Memory stabbed her again. Perhaps that was why she went to her bunk bewildered.

She slept poorly and awoke feeling on edge. At breakfast in the saloon she ate skimpily, said nothing, and when she was done returned to her room and screened book after book. None could hold her. When she went to the gym, it lay hollow and forlorn. Just the same, a workout followed by a shower was refreshing. She came to lunch with an appetite.

Raden was on hand, chatting easily with others. He gave her a smile as if nothing had happened, and brought her into the conversation. Afterward, however, as they were going out, he came alongside and asked, "Can we talk a bit?"

"What about?" Her voice sounded ragged in her ears.

He shrugged. "Anything you like. If I upset you, I'm terribly sorry and want to make amends."

So he had read her mood in spite of her effort to seem her usual self. "No, I'm not upset, not offended." She managed to give him back his smile. "A compliment, really, and if I couldn't accept, I did appreciate." How honest was she? She didn't know.

He took her elbow. "Look, it's early in the watch for a drink, but on that account we should have the wardroom to ourselves. No harm in nursing a beer. Can we sit down and simply talk? I promise not to go importunate on you."

It wasn't possible to refuse, was it? She liked the idea, didn't she?

Yet she must work to keep from showing her tension. To gaze across the table into his handsomeness reawakened the old pain and whetted it. She'd laid it aside, she'd actually been happy, now she must start over.

Self-pity wasn't in her nature. Resentment took its place. Oh, she had more sense than to blame him. He'd had no way of knowing what a nerve he touched. For that matter, she hadn't known it was still so raw. To rail at dice that fell wrong was idiotic. However, the anger had to strike at something.

"Yes, we'll be busier than a one-armed octopus," he was saying. "Perhaps with the kzinti too."

"God, I hope not!" burst from her.

"I'm hoping for it, actually. I'll see what I can do toward bringing it about, in whatever degree."

Startled, she asked, "What?"

"We might manage some scientific collaboration. You know how fruitful, how inspiring and stimulating, our exchanges with other races have been," he said earnestly. "We're overdue for an interaction with the kzinti that isn't hostile."

"How?" demanded scorn.

He raised his brows. "How not? They're intelligent, sentient beings. Their civilization surely has its own riches. What might we learn from them?"

"New ways of murder and torture, maybe," she sneered.

"You can't be serious, Tyra. Yes, they've been aggressors, they've committed atrocities, but that's been true of humans in the past. Read your history. Nor have we lost the potential, I'm afraid." He gulped from his stein. "Blood guilt is one of the most vile and dangerous concepts our race ever came up with. We've got to put it behind us, for decency's sake, for survival's sake."

She unclenched her teeth. "I'm not talking about inherited guilt. I'm talking about inherited drives and instincts. The kzinti are what they are. You can no more deal with them in good faith than you can with a—a disease germ."

"They live among us, Tyra!" he protested.

"A few.
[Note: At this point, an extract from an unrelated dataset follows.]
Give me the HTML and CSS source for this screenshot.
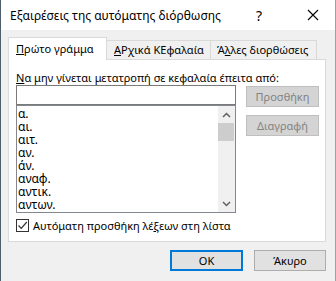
FILE: index.html
```html
<!DOCTYPE html>
<html lang="el">
<head>
  <meta charset="UTF-8" />
  <title>Εξαιρέσεις της αυτόματης διόρθωσης</title>
  <link rel="stylesheet" href="styles.css">
</head>
<body>
  <div class="dialog">
    <div class="titlebar">
      <span class="title">Εξαιρέσεις της αυτόματης διόρθωσης</span>
      <span class="help">?</span>
      <span class="close">
        <svg width="12" height="12" viewBox="0 0 12 12">
          <path d="M1 1 L11 11 M11 1 L1 11" stroke="#000" stroke-width="1.1" fill="none" />
        </svg>
      </span>
    </div>

    <div class="body">
      <div class="tabs">
        <div class="tab active"><u>Π</u>ρώτο γράμμα</div>
        <div class="tab tab-2"><u>Α</u>Ρχικά ΚΕφαλαία</div>
        <div class="tab tab-3">Ά<u>λ</u>λες διορθώσεις</div>
      </div>

      <div class="panel">
        <div class="label"><u>Ν</u>α μην γίνεται μετατροπή σε κεφαλαία έπειτα από:</div>
        <div class="row">
          <div class="left-col">
            <div class="input"></div>
            <div class="listbox">
              <div class="items">
                <div>α.</div>
                <div>αι.</div>
                <div>αιτ.</div>
                <div>αν.</div>
                <div>άν.</div>
                <div>αναφ.</div>
                <div>αντικ.</div>
                <div>αντων.</div>
              </div>
              <div class="scrollbar">
                <div class="arrow">
                  <svg width="9" height="6" viewBox="0 0 9 6">
                    <path d="M1 5 L4.5 1.5 L8 5" stroke="#606060" stroke-width="1.5" fill="none" />
                  </svg>
                </div>
                <div class="thumb"></div>
                <div class="track"></div>
                <div class="arrow">
                  <svg width="9" height="6" viewBox="0 0 9 6">
                    <path d="M1 1 L4.5 4.5 L8 1" stroke="#606060" stroke-width="1.5" fill="none" />
                  </svg>
                </div>
              </div>
            </div>
          </div>
          <div class="side-buttons">
            <button class="btn disabled">Προσθήκη</button>
            <button class="btn disabled">Διαγραφή</button>
          </div>
        </div>
        <div class="check">
          <span class="box">
            <svg width="11" height="11" viewBox="0 0 11 11">
              <path d="M1.5 5.5 L4.2 8.3 L9.8 2" stroke="#333" stroke-width="1.2" fill="none" />
            </svg>
          </span>
          <span>Αυτόματη προσθήκη λέ<u>ξ</u>εων στη λίστα</span>
        </div>
      </div>

      <div class="footer">
        <button class="btn ok">OK</button>
        <button class="btn">Άκυρο</button>
      </div>
    </div>
  </div>
</body>
</html>
```

FILE: styles.css
```css
body {
  margin: 0;
  font-family: "Noto Sans", "DejaVu Sans", sans-serif;
  font-size: 11px;
  color: #000;
  background: #f0f0f0;
}

.dialog {
  width: 336px;
  height: 281px;
  box-sizing: border-box;
  border-left: 1px solid #4e5d6c;
  border-right: 1px solid #a0a0a0;
  background: #f0f0f0;
  overflow: hidden;
}

.titlebar {
  height: 30px;
  background: #fff;
  display: flex;
  align-items: center;
  padding-left: 9px;
}

.title {
  flex: 1;
  font-size: 12px;
}

.help {
  width: 14px;
  font-size: 14px;
  margin-right: 37px;
}

.close {
  display: flex;
  margin-right: 16px;
}

.body {
  padding: 0 9px 0 7px;
}

.tabs {
  display: flex;
  align-items: flex-end;
  height: 22px;
  margin-top: 7px;
}

.tab {
  box-sizing: border-box;
  height: 19px;
  border: 1px solid #d9d9d9;
  border-bottom: none;
  background: #f0f0f0;
  padding-left: 7px;
  line-height: 17px;
  white-space: nowrap;
}

.tab.active {
  width: 99px;
  height: 23px;
  margin-bottom: -1px;
  background: #fff;
  position: relative;
  z-index: 1;
  line-height: 21px;
}

.tab-2 {
  width: 105px;
  margin-left: -1px;
}

.tab-3 {
  width: 107px;
  margin-left: -1px;
  padding-left: 6px;
}

.panel {
  box-sizing: border-box;
  width: 318px;
  height: 183px;
  border: 1px solid #d9d9d9;
  background: #fff;
  padding: 10px 0 0 7px;
}

.label {
  line-height: 15px;
  white-space: nowrap;
}

.row {
  display: flex;
}

.left-col {
  width: 220px;
}

.input {
  box-sizing: border-box;
  height: 20px;
  border: 1px solid #7a7a7a;
}

.listbox {
  box-sizing: border-box;
  height: 108px;
  border: 1px solid #828790;
  display: flex;
  overflow: hidden;
}

.items {
  flex: 1;
  padding: 1px 0 0 1px;
  font-size: 12px;
  line-height: 13px;
}

.scrollbar {
  width: 17px;
  background: #f0f0f0;
  display: flex;
  flex-direction: column;
}

.arrow {
  height: 17px;
  display: flex;
  align-items: center;
  justify-content: center;
}

.thumb {
  height: 18px;
  margin: 0 1px 0 0;
  background: #cdcdcd;
}

.track {
  flex: 1;
}

.side-buttons {
  display: flex;
  flex-direction: column;
  gap: 8px;
  margin: 1px 0 0 10px;
}

.btn {
  box-sizing: border-box;
  width: 73px;
  height: 21px;
  padding: 0;
  font-family: inherit;
  font-size: 11px;
  background: #e1e1e1;
  border: 1px solid #adadad;
  color: #000;
}

.btn.disabled {
  background: #d4d4d4;
  border-color: #bfbfbf;
  color: #838383;
}

.btn.ok {
  border: 2px solid #0078d7;
}

.check {
  display: flex;
  align-items: center;
  gap: 4px;
  margin-top: 5px;
  line-height: 15px;
}

.box {
  box-sizing: border-box;
  width: 13px;
  height: 13px;
  border: 1px solid #333;
  display: flex;
  align-items: center;
  justify-content: center;
}

.footer {
  display: flex;
  justify-content: flex-end;
  gap: 11px;
  margin-top: 8px;
}

.footer .btn:last-child {
  width: 72px;
}
```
In their enclaves. Eccentrics, misfits, atypical—abnormal, for kzinti. But don't ever turn your back on one."

His whisper sounded aghast. "I didn't imagine you were a racist."

"I didn't imagine you were an utter fool." The flare damped down. "Craig, I know them. I grew up under their occupation. I saw what they did to my people. I felt what they did to—my father, my family—" The tears stung. She blinked them away. "And then I myself—but that doesn't matter. They tried their best to kill my friends and me, that's all. What does matter is how often they've succeeded with others."

"Culture— Ethnic character is mutable. It can grow in the right directions."

"When enough of their most murderous are dead, out of their gene pool, maybe then," she said. "You and I won't live to see the day, if it ever comes. And first the weeding has to be done."

"This is appalling." Raden sighed. "Well, evidently the attitude is a common one. We'd better drop the subject."

"Yes," she said coldly. She knocked back her beer and rose. "Thank you for the drink." She left him.

The relationship continued amicably, but warmth had gone out of it.